Grasping onto anything or anyone who would help me. But soon
learned that the help I needed was not out there. I was on my own. I had to
teach myself as much as I could until I was ready to face my destiny.
The first major problem was times. How could I tell the
time? I mean, before it was easy, I looked at the clocks in my house. I looked
at my watch or turned on the TV and pressed the green button and read the time.
Newly blinded without whispers of wisdom? Time was even before sticks, poles
and shadow clocks, so without measures on the pols and sticks, not seeing
shadows, how could I tell the time?
In 1714, the British parliament offered an award, to anyone
who could invent an accurate clock, for navigation, for use at sea. Thousands
of sailors died because they were unable to find their exact position because
the exact time was needed to find longitude and pendulums would not work at
sea.
Sailors would be lost at sea, crashing against rocks. Well,
I was crashing against my own rocks and I was a ghost. That is how I felt. No
one could see me. No one heard my cries. Voices walked by me, feet stamped hard
on me and the weight of life crushed me against a brick wall I couldn’t clime
over.
I was laughed at rejected swallowed up for breakfast and
spat out over dinner. Doctors thought of my terror a joke and teachers from my child’s
school as he grew older spoke to me like I was a bad pupil.

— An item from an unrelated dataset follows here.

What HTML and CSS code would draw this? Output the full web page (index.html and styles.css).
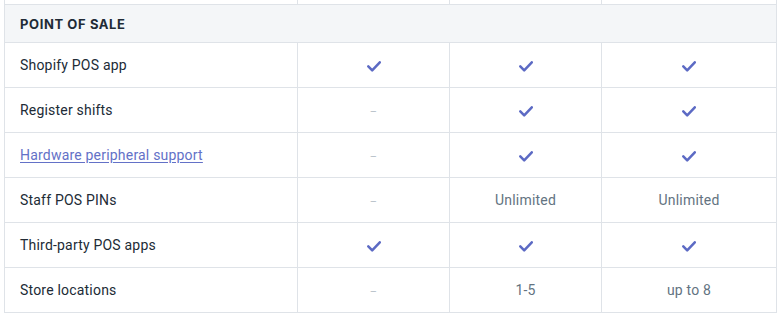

I had officials telling me it would be impossible to look
after my child so someone would visit me for the duration of my child’s youth.
I collected enough strength to tell the officials to go to
hell.
After all, I was my child’s Mum. And nothing they did helped
me. They set fire to my kitchen one day leaving me in the house with my baby
and a fire. Flames I couldn’t see. Just could hear, crackling in the corner of
my room.
Fighting the flames, I managed to make the scary sound go
away. Then the start of my revenge grew stronger.
I’m still looking for that cure now. I still dream to see. I
live for the news on our TV one day to announce the cure of stem cell
treatment. But now I wait a winner. A saviour. Against all odds, I brought up
my child as I have learned so many blind people do. Some have help from family;
others like me don’t have any help at all. I taught my Son to talk walk read
and write. To play and draw to laugh and learn. And for the past five years,
I’m now on another journey. Living with my husband of four years this June, a
blind person has been since birth. He is a professional. I’m still learning. He
still struggles and gets frustrated, as do I, but now, I have learned, we can
do almost anything. Cleaning I was doing days after I lost my sight, I hated
it, dusting nothing. Holding ornaments that I chose once with such pride. Meant
nothing now. Cooking I also did as my x husband worked at three jobs, so I was
the housewife.
Now my second Husband and I go out into the big bad world,
and it is a big bad world, full of cruel people, but you know what? There are
also a lot of wonderful people and we meet them each week. They may not be our
families, or even friends, most time strangers and in my case neighbours. But
they are out there.
There are products to tell the time, white canes to find our
way with the help of people who work to show blind people routes.
I find most help, excluding technology, the sugar in our
cake, but the icing on the top of the cake, is ourselves.